Latest data reveals a notable uptick in new instructions and sales agreed and a lower rate of price reductions over the course of May and into June.

Research by Property Solvers, experts in selling houses fast, has tracked key house sales data across the Newcastle postcodes (NE) since the onset of the coronavirus lockdown.

Using the UK’s largest portal, Rightmove, they observed the number of new instructions, sales agreed and price reductions since the start of March shortly before the country hunkered down.

The data for the last three months is presented in the chart below:

According to Property Solvers’ co-founder Ruban Selvanayagam, “as the lockdown came into full force, the volume of new instructions across the region took a predictable turn for the worse.”

In May, across the Newcastle region (NE postcodes), there were 689 new house sale instructions in sharp contrast to the 2,127 seen in May 2019.

Quick home buying companies like Property Solvers, as well as property auctioneers and other organisations that are capable of handling the entire sales process remotely have been able to push on to some extent during lockdown.

However, many house hunters refuse to make an offer unless they have attended a viewing – something that has not been possible while strict protective measures remained in place.

Mortgage lending was frozen between March and May, causing most house hunters to put their plans on the back burner for the foreseeable.

Furthermore, thousands of sales in progress across the UK were forced to be frozen as the lockdown came into effect. 

In April, the Guardian published an estimated country-wide figure of 373,000 existing sales put on hold since lockdown began, equating to around £82 billion in value.
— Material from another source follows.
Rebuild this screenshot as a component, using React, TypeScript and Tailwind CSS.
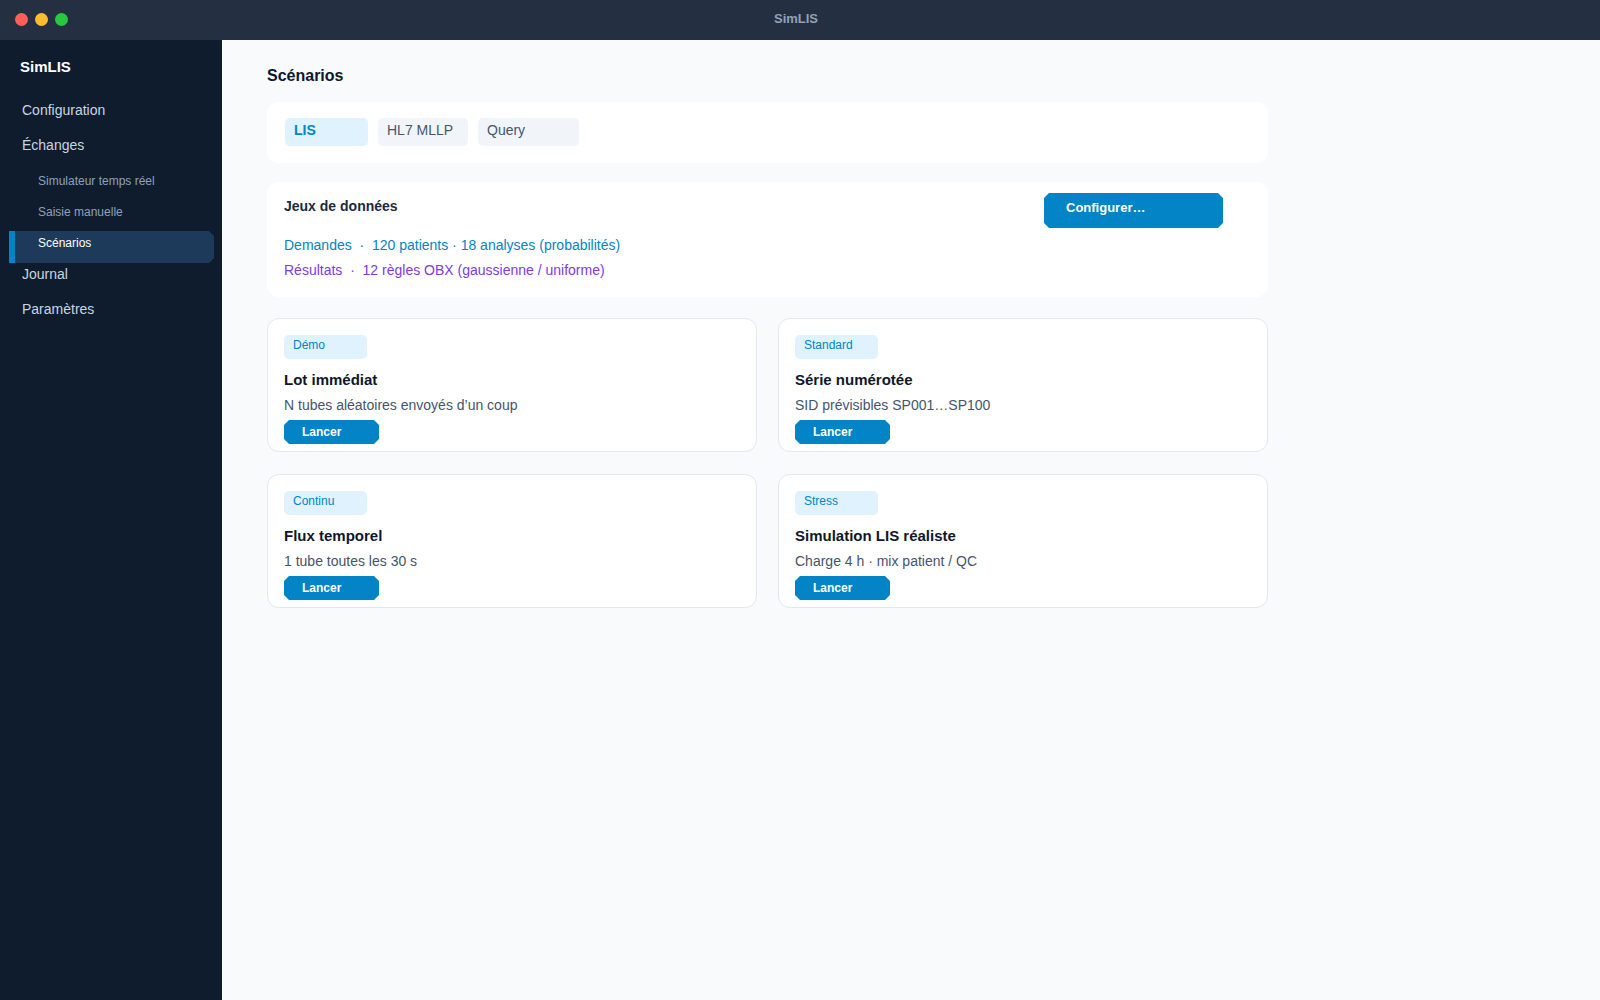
import { useState } from "react";
import clsx from "clsx";

interface NavItem {
  label: string;
  sub?: boolean;
}

interface Scenario {
  badge: string;
  title: string;
  description: string;
}

const NAV_ITEMS: NavItem[] = [
  { label: "Configuration" },
  { label: "Échanges" },
  { label: "Simulateur temps réel", sub: true },
  { label: "Saisie manuelle", sub: true },
  { label: "Scénarios", sub: true },
  { label: "Journal" },
  { label: "Paramètres" },
];

const TABS = [
  { label: "LIS", width: "w-[83px]" },
  { label: "HL7 MLLP", width: "w-[90px]" },
  { label: "Query", width: "w-[101px]" },
];

const SCENARIOS: Scenario[] = [
  {
    badge: "Démo",
    title: "Lot immédiat",
    description: "N tubes aléatoires envoyés d’un coup",
  },
  {
    badge: "Standard",
    title: "Série numérotée",
    description: "SID prévisibles SP001…SP100",
  },
  {
    badge: "Continu",
    title: "Flux temporel",
    description: "1 tube toutes les 30 s",
  },
  {
    badge: "Stress",
    title: "Simulation LIS réaliste",
    description: "Charge 4 h · mix patient / QC",
  },
];

// Cut corners shared by the primary buttons
const CUT_CORNERS =
  "[clip-path:polygon(5px_0,calc(100%-5px)_0,100%_5px,100%_calc(100%-5px),calc(100%-5px)_100%,5px_100%,0_calc(100%-5px),0_5px)]";

function TitleBar() {
  return (
    <header className="flex h-10 items-center bg-[#243042] px-[15px] pb-0.5">
      <div className="flex flex-1 gap-[7px]">
        <span className="size-[13px] rounded-full bg-[#ff5f57]" />
        <span className="size-[13px] rounded-full bg-[#febc2e]" />
        <span className="size-[13px] rounded-full bg-[#28c840]" />
      </div>
      <span className="text-[13px] leading-5 font-bold text-slate-400">
        SimLIS
      </span>
      <div className="flex-1 pr-2" />
    </header>
  );
}

function Sidebar({
  active,
  onSelect,
}: {
  active: string;
  onSelect: (label: string) => void;
}) {
  return (
    <aside className="w-[222px] shrink-0 bg-[#0f1c2e] pt-[15px]">
      <p className="px-5 text-[15px] leading-6 font-bold text-white">SimLIS</p>

      <nav className="mt-5 flex flex-col pr-2 pl-[9px]">
        {NAV_ITEMS.map((item) => {
          const isActive = item.label === active;

          return (
            <a
              key={item.label}
              href="#"
              onClick={() => onSelect(item.label)}
              aria-current={isActive ? "page" : undefined}
              className={clsx(
                item.sub ? "text-xs leading-6" : "text-sm leading-[22px]",
                item.sub && !isActive && "h-[31px] pl-[29px] text-slate-400",
                !item.sub && "h-[35px] pl-[13px] text-slate-300",
                isActive &&
                  "h-8 border-l-6 border-[#0284c7] bg-[#1e3a5a] pl-[23px] text-white [clip-path:polygon(0_0,calc(100%-5px)_0,100%_5px,100%_calc(100%-5px),calc(100%-5px)_100%,0_100%)]"
              )}
            >
              {item.label}
            </a>
          );
        })}
      </nav>
    </aside>
  );
}

function ScenarioCard({ scenario }: { scenario: Scenario }) {
  return (
    <article className="flex flex-col items-start rounded-xl border border-slate-200 bg-white px-4 pt-4 pb-[7px]">
      <span className="h-6 w-[83px] rounded-[5px] bg-sky-100 pl-[9px] text-xs leading-5 text-[#0284c7]">
        {scenario.badge}
      </span>
      <h3 className="mt-[11px] text-[15px] leading-5 font-bold text-slate-900">
        {scenario.title}
      </h3>
      <p className="mt-[5px] text-sm leading-5 text-slate-600">
        {scenario.description}
      </p>
      <button
        type="button"
        className={clsx(
          "mt-[5px] h-6 w-[95px] bg-[#0284c7] pl-[18px] text-left text-xs leading-6 font-bold text-white",
          CUT_CORNERS
        )}
      >
        Lancer
      </button>
    </article>
  );
}

export default function App() {
  const [page, setPage] = useState("Scénarios");
  const [tab, setTab] = useState("LIS");

  return (
    <div className="flex min-h-screen flex-col bg-slate-50 font-['Liberation_Sans',Arial,sans-serif]">
      <TitleBar />

      <div className="flex flex-1">
        <Sidebar active={page} onSelect={setPage} />

        <main className="min-w-0 flex-1 px-[45px] pt-6 pb-6">
          <div className="max-w-[1001px]">
            <h1 className="text-base leading-6 font-bold text-slate-900">
              Scénarios
            </h1>

            {/* Protocol */}
            <div className="mt-[14px] flex gap-[10px] rounded-xl bg-white px-[18px] pt-4 pb-[17px]">
              {TABS.map(({ label, width }) => (
                <button
                  key={label}
                  type="button"
                  onClick={() => setTab(label)}
                  className={clsx(
                    "flex h-7 items-start rounded-[5px] pl-[9px] text-sm leading-6",
                    width,
                    tab === label
                      ? "bg-sky-100 font-bold text-[#0284c7]"
                      : "bg-slate-100 text-slate-600"
                  )}
                >
                  {label}
                </button>
              ))}
            </div>

            {/* Data sets */}
            <section className="mt-[19px] flex items-start justify-between rounded-xl bg-white pr-[45px] pl-[17px]">
              <div className="pt-[14px] pb-[14px]">
                <h2 className="text-sm leading-5 font-bold text-slate-800">
                  Jeux de données
                </h2>
                <div className="mt-[17px] text-sm leading-[25px] whitespace-pre">
                  <p className="text-[#0284c7]">
                    {"Demandes  ·  120 patients · 18 analyses (probabilités)"}
                  </p>
                  <p className="text-[#7c3aed]">
                    {"Résultats  ·  12 règles OBX (gaussienne / uniforme)"}
                  </p>
                </div>
              </div>
              <button
                type="button"
                className={clsx(
                  "mt-[11px] flex h-[35px] w-[179px] items-start bg-[#0284c7] pl-[22px] text-[13px] leading-[30px] font-bold text-white",
                  CUT_CORNERS
                )}
              >
                Configurer…
              </button>
            </section>

            {/* Scenarios */}
            <div className="mt-[21px] grid grid-cols-2 gap-x-[21px] gap-y-[22px]">
              {SCENARIOS.map((scenario) => (
                <ScenarioCard key={scenario.title} scenario={scenario} />
              ))}
            </div>
          </div>
        </main>
      </div>
    </div>
  );
}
Since that time, both buyers and sellers have been keen for their chain to restart.

As of mid May, the mortgage market has reopened and viewings are once again permitted – albeit with new safety measures in place.

“With strict social distancing rules in place, estate agents were unable to conduct viewings and conduct their day-to-day business in the normal way.  Although conveyancers and mortgage advisors were able to operate remotely, the industry effectively froze,” Selvanayagam commented.
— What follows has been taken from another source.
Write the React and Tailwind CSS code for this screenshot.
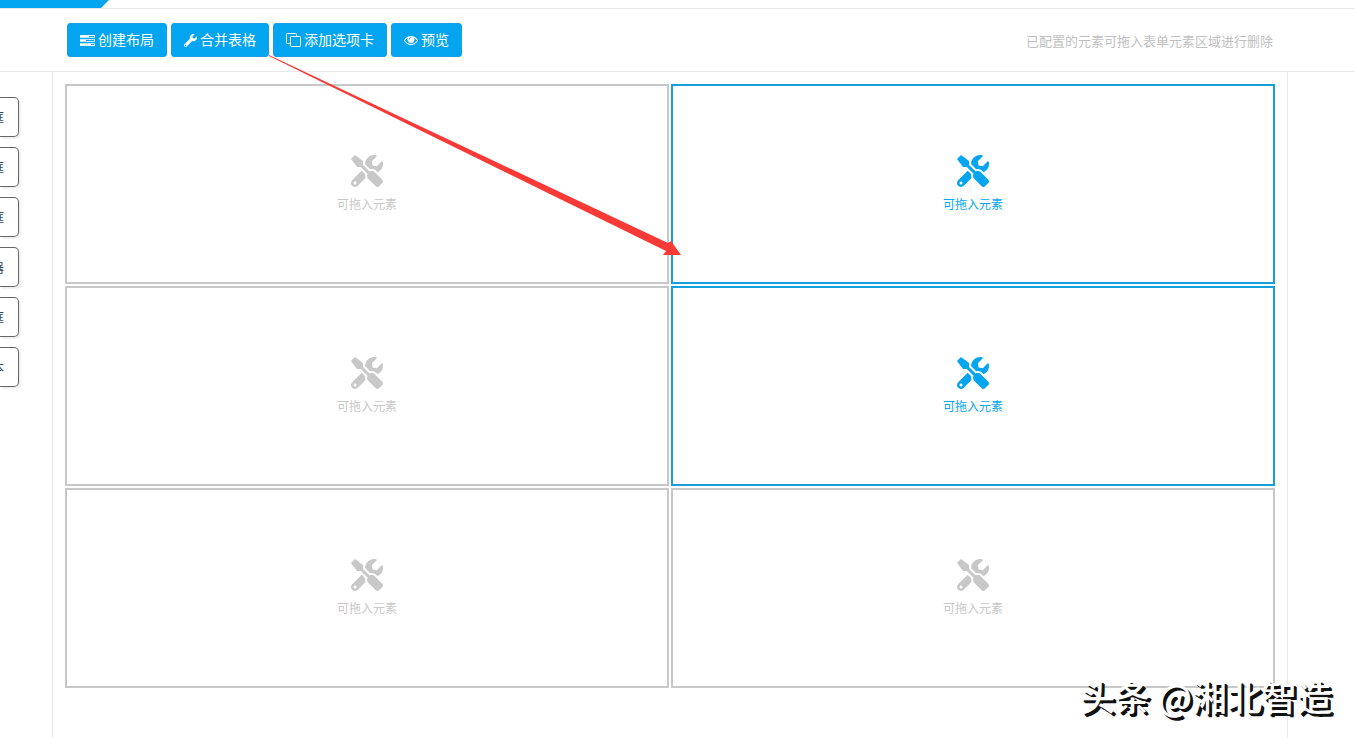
import { FaTools, FaWrench } from 'react-icons/fa';

const elements = [
  { id: 1, label: '框' },
  { id: 2, label: '框' },
  { id: 3, label: '框' },
  { id: 4, label: '器' },
  { id: 5, label: '框' },
  { id: 6, label: '本' },
];

const cells = [
  { id: 1, selected: false },
  { id: 2, selected: true },
  { id: 3, selected: false },
  { id: 4, selected: true },
  { id: 5, selected: false },
  { id: 6, selected: false },
];

function TasksIcon() {
  return (
    <svg viewBox="0 0 15 13" className="h-[13px] w-[15px]" fill="currentColor" aria-hidden="true">
      <path fillRule="evenodd" d="M0 1h15v3H0zM9 2v1h5V2zM0 5h15v3H0zM6 6v1h8V6zM0 9h15v3H0zM11 10v1h3v-1z" />
      <path d="M0 3.700h15v1.600H0zM0 7.700h15v1.600H0z" fill="#04a5f0" />
    </svg>
  );
}

function CloneIcon() {
  return (
    <svg viewBox="0 0 15 14" className="h-[14px] w-[15px]" fill="none" stroke="currentColor" aria-hidden="true">
      <rect x="4.5" y="3.5" width="10" height="10" rx="0.8" />
      <path d="M4.500 10.500H1.300a.8.8 0 0 1-.8-.8V1.300a.8.8 0 0 1 .8-.8h8.400a.8.8 0 0 1 .8.8v2.200" />
    </svg>
  );
}

function EyeIcon() {
  return (
    <svg viewBox="0 0 1792 1792" className="h-[14px] w-[14px]" fill="currentColor" aria-hidden="true">
      <path d="M1664 960q-152-236-381-353 61 104 61 225 0 185-131.500 316.500t-316.500 131.500-316.500-131.500-131.500-316.500q0-121 61-225-229 117-381 353 133 205 333.500 326.500t434.500 121.500 434.500-121.500 333.500-326.500zm-720-384q0-20-14-34t-34-14q-125 0-214.500 89.500t-89.500 214.500q0 20 14 34t34 14 34-14 14-34q0-86 61-147t147-61q20 0 34-14t14-34zm848 384q0 34-20 69-140 230-376.500 368.500t-499.500 138.500-499.500-139-376.500-368q-20-35-20-69t20-69q140-229 376.500-368t499.500-139 499.500 139 376.500 368q20 35 20 69z" />
    </svg>
  );
}

const actions = [
  { title: '创建布局', icon: <TasksIcon /> },
  { title: '合并表格', icon: <FaWrench className="h-[13px] w-[13px]" /> },
  { title: '添加选项卡', icon: <CloneIcon /> },
  { title: '预览', icon: <EyeIcon /> },
];

function Toolbar() {
  return (
    <header className="flex h-[63px] items-center justify-between border-b border-[#e8e8e8] pl-[67px] pr-[82px]">
      <div className="flex gap-1">
        {actions.map((action) => (
          <button
            key={action.title}
            type="button"
            className="flex h-[34px] items-center gap-[3px] rounded-[3px] border border-[#1c9fe0] bg-[#04a5f0] px-3 text-sm text-white"
          >
            {action.icon}
            <span className="pb-[2px]">{action.title}</span>
          </button>
        ))}
      </div>
      <p className="pt-[2px] text-[13px] text-[#bfbfbf]">已配置的元素可拖入表单元素区域进行删除</p>
    </header>
  );
}

function DropCell({ selected }) {
  return (
    <div
      className={`flex h-[200px] flex-col items-center justify-center gap-2 border-2 ${
        selected ? 'border-[#159fdc] text-[#04a5f0]' : 'border-[#c8c8c8] text-[#c8c8c8]'
      }`}
    >
      <FaTools className="h-8 w-8" />
      <span className="text-xs leading-[18px]">可拖入元素</span>
    </div>
  );
}

export default function App() {
  return (
    <div className="relative flex min-h-screen w-full flex-col overflow-hidden bg-white font-['Microsoft_YaHei','Noto_Sans_CJK_SC',sans-serif]">
      <div className="h-[9px] border-b border-[#e8e8e8]">
        <div className="h-2 w-[109px] bg-[#04a5f0] [clip-path:polygon(0_0,100%_0,101px_100%,0_100%)]" />
      </div>
      <Toolbar />

      <div className="flex flex-1">
        <aside className="flex w-[52px] flex-col gap-[10px] pt-[25px]">
          {elements.map((item) => (
            <button
              key={item.id}
              type="button"
              className="flex h-10 w-[19px] items-center justify-end rounded-r-[5px] border border-l-0 border-[#666] bg-white pr-[14px] text-[13px] text-[#34495e] shadow-[2px_2px_2px_#eee]"
            >
              <span>{item.label}</span>
            </button>
          ))}
        </aside>

        <main className="flex-1 border-x border-[#e8e8e8] p-3">
          <div className="grid grid-cols-2 gap-[2px]">
            {cells.map((cell) => (
              <DropCell key={cell.id} selected={cell.selected} />
            ))}
          </div>
        </main>
        <div className="w-[67px]" />
      </div>

      {/* arrow from the merge button to the selected cells */}
      <svg
        viewBox="0 0 412 202"
        className="pointer-events-none absolute left-[269px] top-[55px] h-[202px] w-[412px]"
        fill="#f93a37"
        aria-hidden="true"
      >
        <path d="M0 0L399 188L402 186L412 200L394 200L397 196L0 1z" />
      </svg>

      <p className="absolute bottom-[17px] right-[23px] whitespace-pre text-[35px] font-medium leading-[50px] text-white [text-shadow:2px_2px_0_#111,3px_3px_0_#111]">
        头条 @湘北智造
      </p>
    </div>
  );
}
However, as the coronavirus-related infection dropped, the death toll tapered and some of the lockdown measures were eased in May, the market has clearly started to pick up again. So far in June (up to 12th), 657 sales have been agreed across the NE postcodes.

Ruban underlines that although we’re clearly not out of the woods, these are encouraging signs.

“As is being advised across all sectors, now’s the time for agents and those operating in the industry as a whole to take extra precautionary steps – particularly as there’s no certainty that a second wave of infections will not come our way.”

A rejuvenated housing market will aid significantly in the regrowth of the country’s floundering economy, but the UK’s property industry cannot allow economic recovery to become its single highest priority. 

While the protection of individual livelihoods remains vital, the health and wellbeing of buyers, sellers and employees within the sector must always come first.